I gave this one a few chances to sip through my conscious, but it didn’t. I tried to be open but in the end Loom’s violin lead emo punk only annoyed me. To an extent I wanted to like it, because that is how I start writing all reviews, from a positive standpoint, but to no avail through repeated spins and different moods, the five-songer Angler simply did not cut it. I like the cover artwork and that’s about it. I think it was the prominent use of violin which in the end totally turned me off.

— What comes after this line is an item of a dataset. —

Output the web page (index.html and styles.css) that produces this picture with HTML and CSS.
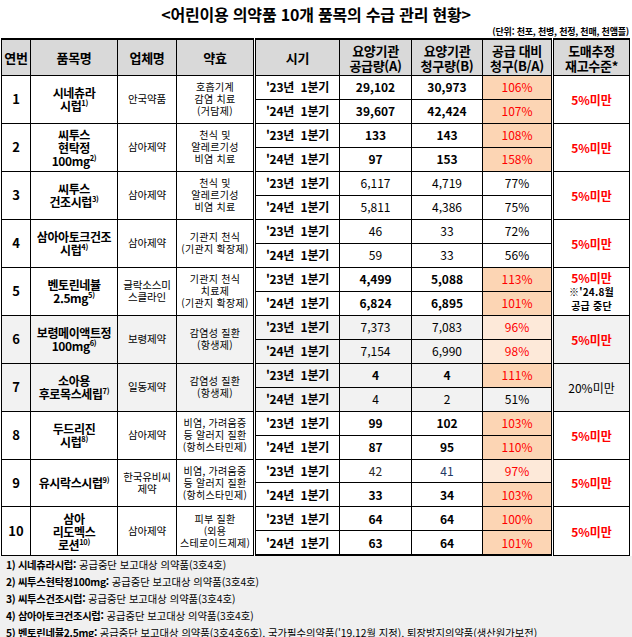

It gave Loom this quasi romantic side which crashed head on with the communal vocal approach of four members and with the upbeat drumming of Jarom Bischoff and the sometimes angular riffage sometimes strummed playing of Mike Cundick.  The main problem and outstanding feature of the band is clear; this Salt Lake City combo seems to have found a unique formula with the violin player (didn’t that fucking horrible band Yellowcard used one too?), but the music of Loom is as shown here not a great conduit for pathos or melancholy; and the violin as played by Kim Pack seems embellished in sadness and a sense of profundity that Loom’s rock lacks.

 

So we have two good separate things going here instead of one unique formula; and the sad part is that each works well on its own but that together the mixture works as well as water and oil. “Tracers” is almost an exception, where the interplay between both rock and violin help each other, but this is the exception rather than the rule and all in all and in retrospect it is not that great anyway. More so, the best thing about it are the first vocal lines dropped by only one member instead of the distracting communal approach.  There are ways to go here and either Loom needs to work at perfecting their approach or I need to start thinking that violinists rock. My issues were clear; the communal vocals do little to spew sentiments focusing instead on simply delivering flatlines and the combination of rock and violin is unsure and uncertain. Perhaps, standing in middle ground would do Loom well.